In between the specified times, the VI should command nothing. For example, I don't want the VI constantly commanding input_RPM/3 between t1 and t2 since the motor controller has already "heard" (and implemented) the first command.

 

attempted solution (code attached):

My code is essentially 9 layers of if-else statements. I'm using an enum to prevent command spamming.

 

at t=0, enum/state = default_pass (no action)

 

if(t>t1 && state == default_pass ) => cmd 1/3 speed, state = stage1

else if (t>t2 && state == stage1) => cmd 2/3 speed, state = stage2

else if (t>t3 && state == stage2) => cmd 3/3 speed, state = stage3

else if (t>t4 && state == stage3) => cmd pitching, state = stage4

else if (t>t5 && state == stage4) => cmd no pitch and 2/3 speed, state = stage5

else if (t>t6 && state == stage5) => cmd 1/3 speed, state = stage6

else if (t>t7 && state == stage6) => cmd 0 speed, state = stage7

else if (t>t8 && state == stage7) => stop recording, state = stage8

else => do nothing (state is unchanged)

 

debug tools: I added an elapsed time control to simulate different times. 

 

The state change after outputting a command lets me keep checking the time without sending additional commands. For example, when t first passes t2, state is still stage1, so the VI commands 2/3 speed and changes state. At the next while iteration, t>t2 but t<t3, t4, t5...t8, so the last else statement executes and nothing gets commanded.

 

problem/questions: I feel like I've developed something very inefficient.

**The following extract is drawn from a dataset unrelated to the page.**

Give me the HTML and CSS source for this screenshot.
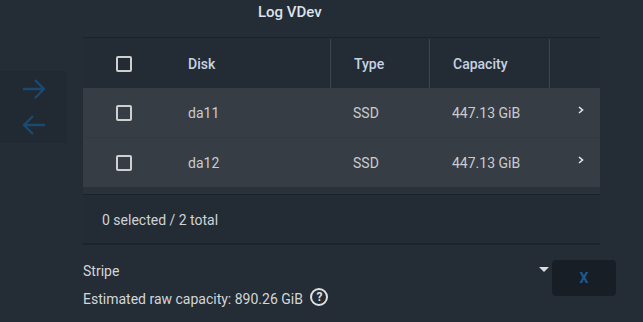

  1. Can I trigger my experiment without a bunch of case-structures? Can you think of a way to get down to the last (default) else case without traversing all the other cases? Now that I write that out, I think it's impossible (it's default for a reason), but I'm open to ideas of revamping my code. I'm developing this VI as a general template for future experiments, so the more intuitive the better.
  2. Regardless of 1's answer, how can I make my code less time-consuming for the PC?
    Or am I over-estimating the added timing of my triggering logic? 9 comparisons may seem annoying to me, but I imagine it should only take microseconds for my laptop's CPU.
    Note: in the final version of my VI, each while-loop iteration will also transfer data from a DAQ's buffer into my computer at 100 Hz and potentially send TCP and serial commands (depending on the stage)
  3. How can I auto-update the enums in my current code?
    If I add or remove a case from my enum, I have to manually delete and paste a new version of the enum at every enum constant's location. How can configure my code so changing a single enum constant at one location updates all of the constants in my code?
  4. Why does my code trigger up the if-else ladder?
    If I input t* where t4<t*<t5 and the desired outcome is a command to pitch, my code executes every single case up to the desired command. That is, my code commands "rpm1, rpm2, ..., start pitching". How can I set it to simply command "start pitching"?

Thanks!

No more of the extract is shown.